Ni respecto a la magnitud de la tragedia, ni respecto a lo acertado de sus intenciones.
Si algo tenemos que agradecer a quienes han hablado públicamente de la pandemia durante estas larguísimas cuatro décadas que lleva acompañándonos es su contribución a que entendamos que el sida es un problema global, y que como tal a todos nos afecta.
En realidad lo entendemos, y sin embargo ahí sigue el estigma, casi tan presente como el primer día.
Los infectados pueden hablar de ello: ya lo hacen cuando les dejan, y lo harían aún más si el estigma no fuera aún una realidad, precisamente.

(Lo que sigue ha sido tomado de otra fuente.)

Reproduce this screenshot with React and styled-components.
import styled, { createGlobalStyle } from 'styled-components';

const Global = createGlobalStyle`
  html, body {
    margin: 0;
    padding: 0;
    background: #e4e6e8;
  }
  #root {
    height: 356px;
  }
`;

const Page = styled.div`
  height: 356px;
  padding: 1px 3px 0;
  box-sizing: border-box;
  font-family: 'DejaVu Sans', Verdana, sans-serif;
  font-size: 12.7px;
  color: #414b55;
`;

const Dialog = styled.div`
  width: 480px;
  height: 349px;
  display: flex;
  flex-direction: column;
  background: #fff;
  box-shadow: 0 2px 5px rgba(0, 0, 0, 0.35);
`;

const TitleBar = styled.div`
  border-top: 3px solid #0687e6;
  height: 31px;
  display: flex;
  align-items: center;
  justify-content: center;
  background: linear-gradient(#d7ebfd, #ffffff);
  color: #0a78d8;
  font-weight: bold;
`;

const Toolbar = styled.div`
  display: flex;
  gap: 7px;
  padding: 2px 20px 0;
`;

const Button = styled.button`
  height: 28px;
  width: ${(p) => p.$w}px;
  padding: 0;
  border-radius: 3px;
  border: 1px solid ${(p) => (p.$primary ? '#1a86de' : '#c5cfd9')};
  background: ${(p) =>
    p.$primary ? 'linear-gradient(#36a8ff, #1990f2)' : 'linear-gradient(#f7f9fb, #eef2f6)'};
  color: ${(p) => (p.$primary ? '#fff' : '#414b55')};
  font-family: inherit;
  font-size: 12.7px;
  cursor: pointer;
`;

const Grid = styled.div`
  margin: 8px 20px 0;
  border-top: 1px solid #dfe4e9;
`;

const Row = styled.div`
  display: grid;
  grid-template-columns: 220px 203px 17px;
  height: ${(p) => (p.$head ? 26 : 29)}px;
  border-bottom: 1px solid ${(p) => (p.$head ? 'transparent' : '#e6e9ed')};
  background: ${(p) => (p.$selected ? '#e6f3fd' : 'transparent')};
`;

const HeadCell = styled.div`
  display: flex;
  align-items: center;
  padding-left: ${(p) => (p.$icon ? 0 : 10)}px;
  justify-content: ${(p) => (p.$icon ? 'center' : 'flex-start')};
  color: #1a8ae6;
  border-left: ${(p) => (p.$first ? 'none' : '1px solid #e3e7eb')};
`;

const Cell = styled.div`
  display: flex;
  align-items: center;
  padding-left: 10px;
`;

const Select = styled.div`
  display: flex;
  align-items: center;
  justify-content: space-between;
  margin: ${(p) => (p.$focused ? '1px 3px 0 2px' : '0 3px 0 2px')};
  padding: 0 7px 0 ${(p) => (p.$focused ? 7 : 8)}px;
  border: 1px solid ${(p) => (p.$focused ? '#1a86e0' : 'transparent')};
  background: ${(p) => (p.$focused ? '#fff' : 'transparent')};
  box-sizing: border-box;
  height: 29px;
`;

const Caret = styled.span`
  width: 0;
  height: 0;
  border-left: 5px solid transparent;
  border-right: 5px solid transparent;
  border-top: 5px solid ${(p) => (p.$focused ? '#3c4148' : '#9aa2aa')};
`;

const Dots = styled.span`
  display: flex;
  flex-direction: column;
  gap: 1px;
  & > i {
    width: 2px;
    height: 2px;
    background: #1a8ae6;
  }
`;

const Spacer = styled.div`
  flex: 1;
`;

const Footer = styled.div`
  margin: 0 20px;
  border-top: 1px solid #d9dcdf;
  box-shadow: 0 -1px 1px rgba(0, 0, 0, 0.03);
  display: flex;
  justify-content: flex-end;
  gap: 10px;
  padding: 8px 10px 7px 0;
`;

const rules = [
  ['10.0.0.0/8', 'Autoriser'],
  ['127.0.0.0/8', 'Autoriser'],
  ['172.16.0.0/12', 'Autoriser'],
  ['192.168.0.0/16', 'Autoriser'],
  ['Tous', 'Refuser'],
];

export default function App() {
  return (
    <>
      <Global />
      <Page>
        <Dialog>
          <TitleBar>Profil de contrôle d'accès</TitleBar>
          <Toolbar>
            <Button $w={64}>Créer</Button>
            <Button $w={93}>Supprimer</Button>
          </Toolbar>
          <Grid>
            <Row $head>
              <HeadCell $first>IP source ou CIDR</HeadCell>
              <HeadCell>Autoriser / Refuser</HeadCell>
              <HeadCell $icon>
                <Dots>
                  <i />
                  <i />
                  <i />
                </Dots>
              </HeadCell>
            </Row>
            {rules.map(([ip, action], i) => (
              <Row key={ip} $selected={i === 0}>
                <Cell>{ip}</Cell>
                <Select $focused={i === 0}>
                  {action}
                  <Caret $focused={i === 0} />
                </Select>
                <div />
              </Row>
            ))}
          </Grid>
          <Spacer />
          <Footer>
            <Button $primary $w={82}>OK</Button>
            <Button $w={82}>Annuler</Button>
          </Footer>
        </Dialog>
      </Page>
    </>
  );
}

Pero cuando Delègue murió, no solo su familia trató de ocultar las causas: se dice que Karl Lagerfeld, amigo suyo, intentó comprar todos los ejemplares del número de Paris Match donde aparecía el obituario con el fin de preservar su intimidad.
La historia cojea por la pata de la verosimilitud, pero si fuera cierta tampoco habría nada que reprocharle al káiser.
Entre las motivaciones de todo lo que piensa y hace el ser humano siempre estarán presentes el clima social y el instinto de proteger a sus seres queridos.
Pero desde 1995 hemos aprendido muchas cosas, y una de ellas es que hay que seguir hablando de las epidemias, de todas las epidemias, y hay que seguir rememorando a las víctimas con sus nombres y apellidos.
Hoy, rememorando justamente a una de esas víctimas, de nombre Albert Delègue, nos viene a la cabeza la frase de Platón que afirma (y perdonen por el símil bélico):
“Solo los muertos han visto el final de la guerra”.